The data below should be restated word for word, with every picture omitted.

#### Data

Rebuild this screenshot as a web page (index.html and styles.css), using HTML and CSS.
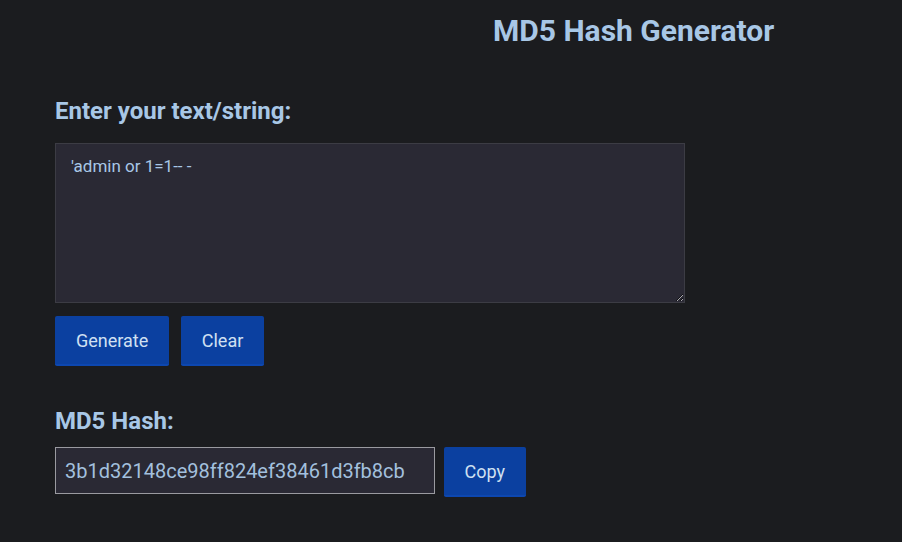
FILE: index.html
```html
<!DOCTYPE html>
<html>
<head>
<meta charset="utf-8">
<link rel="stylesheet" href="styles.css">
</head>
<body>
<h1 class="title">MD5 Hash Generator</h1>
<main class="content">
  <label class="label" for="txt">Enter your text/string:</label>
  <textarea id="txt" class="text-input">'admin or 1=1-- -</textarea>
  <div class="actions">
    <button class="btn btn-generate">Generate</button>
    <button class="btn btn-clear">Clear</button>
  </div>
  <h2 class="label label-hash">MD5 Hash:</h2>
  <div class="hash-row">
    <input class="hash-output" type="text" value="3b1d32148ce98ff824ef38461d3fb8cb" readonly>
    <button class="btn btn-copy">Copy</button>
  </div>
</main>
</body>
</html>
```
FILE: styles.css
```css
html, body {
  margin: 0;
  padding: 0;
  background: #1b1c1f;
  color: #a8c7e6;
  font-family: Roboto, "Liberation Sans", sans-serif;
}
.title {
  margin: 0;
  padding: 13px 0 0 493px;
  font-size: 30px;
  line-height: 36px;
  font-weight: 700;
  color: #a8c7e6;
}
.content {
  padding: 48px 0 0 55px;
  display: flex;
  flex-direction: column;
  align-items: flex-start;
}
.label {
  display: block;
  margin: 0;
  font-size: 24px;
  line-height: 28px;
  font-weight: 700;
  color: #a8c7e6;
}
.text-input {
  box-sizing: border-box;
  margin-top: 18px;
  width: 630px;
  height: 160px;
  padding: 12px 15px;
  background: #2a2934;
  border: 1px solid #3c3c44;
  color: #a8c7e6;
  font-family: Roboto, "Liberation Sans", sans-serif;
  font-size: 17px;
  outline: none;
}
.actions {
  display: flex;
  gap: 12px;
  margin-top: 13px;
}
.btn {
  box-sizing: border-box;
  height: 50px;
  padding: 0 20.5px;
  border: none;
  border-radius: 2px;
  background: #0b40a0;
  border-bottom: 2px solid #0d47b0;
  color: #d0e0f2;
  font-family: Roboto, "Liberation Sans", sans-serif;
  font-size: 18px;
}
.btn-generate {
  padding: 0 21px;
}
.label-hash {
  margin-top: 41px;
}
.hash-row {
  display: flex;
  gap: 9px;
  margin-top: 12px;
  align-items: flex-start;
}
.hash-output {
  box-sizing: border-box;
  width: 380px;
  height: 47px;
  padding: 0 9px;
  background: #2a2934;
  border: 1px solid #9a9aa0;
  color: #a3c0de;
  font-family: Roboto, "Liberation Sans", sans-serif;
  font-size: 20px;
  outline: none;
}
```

########

_Solution for this exercise_
Rebuild this screenshot as a web page (index.html and styles.css), using HTML and CSS.
FILE: index.html
```html
<!DOCTYPE html>
<html>
<head>
<meta charset="utf-8">
<link rel="stylesheet" href="styles.css">
</head>
<body>
<h1 class="title">MD5 Hash Generator</h1>
<main class="content">
  <label class="label" for="txt">Enter your text/string:</label>
  <textarea id="txt" class="text-input">'admin or 1=1-- -</textarea>
  <div class="actions">
    <button class="btn btn-generate">Generate</button>
    <button class="btn btn-clear">Clear</button>
  </div>
  <h2 class="label label-hash">MD5 Hash:</h2>
  <div class="hash-row">
    <input class="hash-output" type="text" value="3b1d32148ce98ff824ef38461d3fb8cb" readonly>
    <button class="btn btn-copy">Copy</button>
  </div>
</main>
</body>
</html>
```
FILE: styles.css
```css
html, body {
  margin: 0;
  padding: 0;
  background: #1b1c1f;
  color: #a8c7e6;
  font-family: Roboto, "Liberation Sans", sans-serif;
}
.title {
  margin: 0;
  padding: 13px 0 0 493px;
  font-size: 30px;
  line-height: 36px;
  font-weight: 700;
  color: #a8c7e6;
}
.content {
  padding: 48px 0 0 55px;
  display: flex;
  flex-direction: column;
  align-items: flex-start;
}
.label {
  display: block;
  margin: 0;
  font-size: 24px;
  line-height: 28px;
  font-weight: 700;
  color: #a8c7e6;
}
.text-input {
  box-sizing: border-box;
  margin-top: 18px;
  width: 630px;
  height: 160px;
  padding: 12px 15px;
  background: #2a2934;
  border: 1px solid #3c3c44;
  color: #a8c7e6;
  font-family: Roboto, "Liberation Sans", sans-serif;
  font-size: 17px;
  outline: none;
}
.actions {
  display: flex;
  gap: 12px;
  margin-top: 13px;
}
.btn {
  box-sizing: border-box;
  height: 50px;
  padding: 0 20.5px;
  border: none;
  border-radius: 2px;
  background: #0b40a0;
  border-bottom: 2px solid #0d47b0;
  color: #d0e0f2;
  font-family: Roboto, "Liberation Sans", sans-serif;
  font-size: 18px;
}
.btn-generate {
  padding: 0 21px;
}
.label-hash {
  margin-top: 41px;
}
.hash-row {
  display: flex;
  gap: 9px;
  margin-top: 12px;
  align-items: flex-start;
}
.hash-output {
  box-sizing: border-box;
  width: 380px;
  height: 47px;
  padding: 0 9px;
  background: #2a2934;
  border: 1px solid #9a9aa0;
  color: #a3c0de;
  font-family: Roboto, "Liberation Sans", sans-serif;
  font-size: 20px;
  outline: none;
}
```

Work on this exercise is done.